2
votes

What is wrong with my SQL code?

I tried to eliminate duplicate rows following this answer

But I keep getting the following error:

near "(": syntax error: SELECT rn = ROW_NUMBER() OVER (

Here is the SQL code:

SELECT 
    rn = ROW_NUMBER() OVER (PARTITION BY s.stop_id, s.stop_name 
                            ORDER BY s.stop_id, s.stop_name)
FROM stops s

I read somewhere that it has to do with SQL versions or the usage of sqlite3 ??

Here some additional information to the problem:

I have the beginning table:

table_beginning =
[some_text0 , some_text1 , some_text2 ,  some_text3   ]
[ bla_1     ,   monday   ,    red     , bla_something ]
[ bla_77    ,   tuesday  ,   green    , bla_other     ]
[ bla_99    ,   monday   ,    blue    , bla_anything  ]
[ bla_00    ,  wednesday ,    red     , bla_maybe     ]
[ bla_55    ,   monday   ,   violet   , bla_more      ]
[ bal_66    ,   monday   ,    red     , bla_kind      ]
[ bal_22    ,   monday   ,    red     , bla_stuff     ]

I would like to end up with a table that has no doublicates concerning col_2 and col_3 (not caring whatever col_1 and col_4 are !!)

Such as:

table_final1 =
[some_text0 , some_text1 , some_text2 ,  some_text3   ]
[ bla_1     ,   monday   ,    red     , bla_something ]
[ bla_77    ,   tuesday  ,   green    , bla_other     ]
[ bla_99    ,   monday   ,    blue    , bla_anything  ]
[ bla_00    ,  wednesday ,    red     , bla_maybe     ]
[ bla_55    ,   monday   ,   violet   , bla_more      ]

(--> which ones of the rows that are kicked out does not matter.

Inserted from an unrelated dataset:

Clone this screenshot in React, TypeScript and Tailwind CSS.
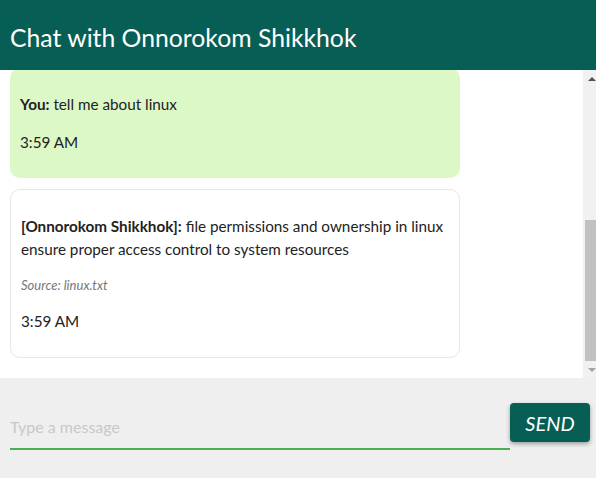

The accepted final table could therefore also look like:

table_final2 =
[some_text0 , some_text1 , some_text2 ,  some_text3   ]
[ bla_77    ,   tuesday  ,   green    , bla_other     ]
[ bla_99    ,   monday   ,    blue    , bla_anything  ]
[ bla_00    ,  wednesday ,    red     , bla_maybe     ]
[ bla_55    ,   monday   ,   violet   , bla_more      ]
[ bal_66    ,   monday   ,    red     , bla_kind      ]

or

table_final3 =
[some_text0 , some_text1 , some_text2 ,  some_text3   ]
[ bla_77    ,   tuesday  ,   green    , bla_other     ]
[ bla_99    ,   monday   ,    blue    , bla_anything  ]
[ bla_00    ,  wednesday ,    red     , bla_maybe     ]
[ bla_55    ,   monday   ,   violet   , bla_more      ]
[ bal_22    ,   monday   ,    red     , bla_stuff     ]

All that matters is that col_2 and col_3 have never the same two entries !

As you can see some_text1 = monday AND some_text2 = red exists now only once !! (eliminating doublicates from the point of view only looking at col_2 and col_3)

As of content in col_1 and col_4 - I don't care at all what is in there ! I'm only concerned about what is inside col_2 and col_3 (not having any doublicates there !)

One solution:

I figured out a way (but maybe there is a more elegant one??)

CREATE TABLE table_intermediate AS
  SELECT DISTINCT col_2, col_3
FROM table_beginning;

--> This creates an intermediate table --> with the DISTINCT keyword this does eliminate doublicates --> (disadvantage, I loose col_1 and col_4 information completely)

Maybe there is a solution where I can keep information on col_1 and col_4 ??? (again, which of the col_1 or col_4 I do not care !)

1
SQLite does not support window functions. See this related post: stackoverflow.com/q/49069627/460557Jorge Campos
just use distinct: select distinct yourcolumns from.... know that distinct is for all columns...Jorge Campos
Add some sample data and from it the desired result in your question, right now it is a clear example of an XY problem you said what you want instead of explain what you need.Jorge Campos
@Jorge Campos: (sorry for the delay in response - timeshift ;)) - I added more information. I also think that your suggestion to use DISTINCT brought me forward - remains the question if there is a solution where I don't "loose" col_1 and col_4 information with the DISTINCT keyword ?iKK
Ah - maybe Gordon Linoff's solution is it ?? (I just saw it coming in...)iKK

1 Answers

2
votes

In SQLite, you can typically use rowid:

select s.*
from stops s
where s.rowid = (select min(s2.rowid)
                 from stops s2
                 where s2.stop_id = s.stop_id and s2.stop_name = s.stop_name
                );

I'm not sure if this is what you really need. But this seems to be what you want to do with row_number(). If this doesn't hit the spot, then ask another question with sample data and desired results.